Setelah Konsili Vatikan II, berbagai Paus berikutnya terus mengembangkan semangat dialog antaragama ini. Paus Yohanes Paulus II, misalnya, dikenal sebagai pendukung kuat dialog antaragama. Dia sering kali bertemu dengan pemimpin agama lain dan mengadakan berbagai pertemuan antaragama, seperti Hari Doa untuk Perdamaian di Assisi pada tahun 1986. Pada kesempatan tersebut, Paus Yohanes Paulus II mengundang para pemimpin agama dari seluruh dunia untuk berdoa bersama demi perdamaian dunia (Paus Yohanes Pualus II, 1995).

Paus Benediktus XVI dan Paus Fransiskus juga melanjutkan tradisi ini. Paus Benediktus XVI menekankan pentingnya dialog yang jujur dan terbuka dalam membangun perdamaian dan memahami perbedaan agama. Paus Fransiskus, dalam berbagai kesempatan, mendorong dialog dan kerjasama dengan umat Islam, Yahudi, dan agama-agama lain untuk mengatasi tantangan global seperti kemiskinan, ketidakadilan, dan perubahan iklim.

 

Implementasi Praktis dari Moderasi Beragama

Salah satu aspek penting dari semangat moderasi beragama yang ditekankan oleh Konsili Vatikan II adalah implementasi praktisnya dalam kehidupan sehari-hari umat Katolik. Paus Paulus VI dalam Ecclesiam Suam menekankan bahwa dialog tidak hanya terjadi pada level teologis atau hierarki Gereja, tetapi juga harus diwujudkan dalam interaksi sehari-hari antara umat Katolik dan pemeluk agama lain (Paus Paulus VI, 1964).

Dalam konteks ini, pendidikan agama menjadi kunci penting. Gereja Katolik melalui sekolah-sekolah dan program pendidikan agamanya berusaha untuk menanamkan nilai-nilai toleransi, penghargaan terhadap perbedaan, dan pentingnya dialog antaragama. Buku-buku ajar dan kurikulum pendidikan agama yang dikembangkan pasca Konsili Vatikan II menekankan pentingnya memahami dan menghormati keyakinan agama lain.
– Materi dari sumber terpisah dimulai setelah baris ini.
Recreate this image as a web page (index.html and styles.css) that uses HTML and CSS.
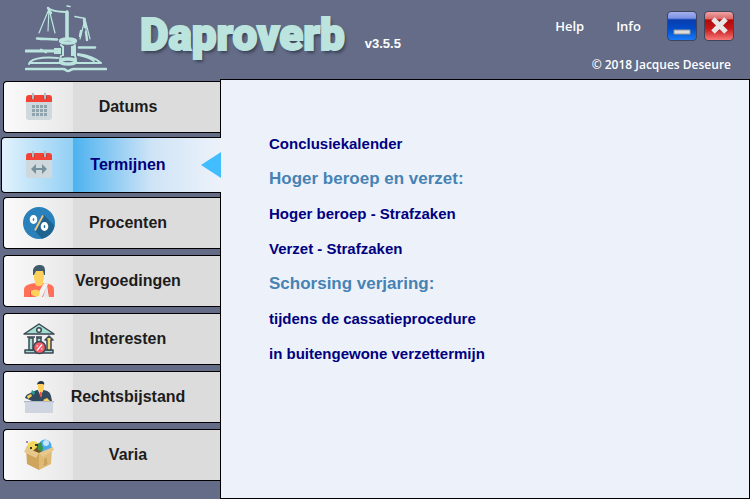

Selain itu, berbagai organisasi dan komunitas Katolik di seluruh dunia juga aktif dalam mempromosikan dialog antaragama. Misalnya, Komisi Kepausan untuk Dialog Antaragama bekerja sama dengan berbagai lembaga dan organisasi untuk menyelenggarakan konferensi, seminar, dan kegiatan lain yang bertujuan untuk memperkuat dialog dan kerjasama antaragama. Melalui kegiatan-kegiatan ini, Gereja Katolik berusaha untuk membangun jembatan yang menghubungkan berbagai kelompok agama dan budaya.

Untuk menjaga keberlanjutan semangat moderasi yang telah ditekankan oleh Konsili Vatikan II, Gereja Katolik terus memperbarui komitmennya terhadap dialog dan keterbukaan. Paus Fransiskus, sebagai pemimpin Gereja saat ini, telah menunjukkan komitmen kuat dalam mempromosikan dialog antaragama. Dalam ensiklik Fratelli Tutti (2020), Paus Fransiskus menekankan pentingnya persaudaraan universal dan dialog sebagai cara untuk membangun perdamaian dan keadilan di dunia. Dia mengajak seluruh umat manusia, termasuk pemeluk agama lain, untuk bekerja sama dalam menghadapi tantangan global (Paus Fransiskus, 2020).

Paus Fransiskus juga aktif dalam membangun hubungan baik dengan pemimpin agama lain. Salah satu contoh penting adalah dokumen Dokumen tentang Persaudaraan Manusia untuk Perdamaian Dunia dan Hidup Bersama yang ditandatanganinya bersama Imam Besar Al-Azhar, Sheikh Ahmed el-Tayeb, pada tahun 2019. Dokumen ini yang dikenal juga dengan sebutan Dokumen Abu Dhabi ini menekankan pentingnya dialog, toleransi, dan kerjasama antara umat Katolik dan Muslim untuk menciptakan dunia yang lebih damai dan adil.

 

Keberlanjutan Semangat Moderasi

Semangat moderasi beragama yang digagas oleh Konsili Vatikan II memiliki dampak jangka panjang yang signifikan bagi Gereja Katolik dan dunia secara keseluruhan. Salah satu dampak utama adalah terciptanya hubungan yang lebih baik antara Gereja Katolik dan agama-agama lain. Dialog antaragama yang dipromosikan oleh Konsili telah membantu mengurangi prasangka dan stereotip negatif antara berbagai kelompok agama, serta membangun pemahaman dan kepercayaan yang lebih besar.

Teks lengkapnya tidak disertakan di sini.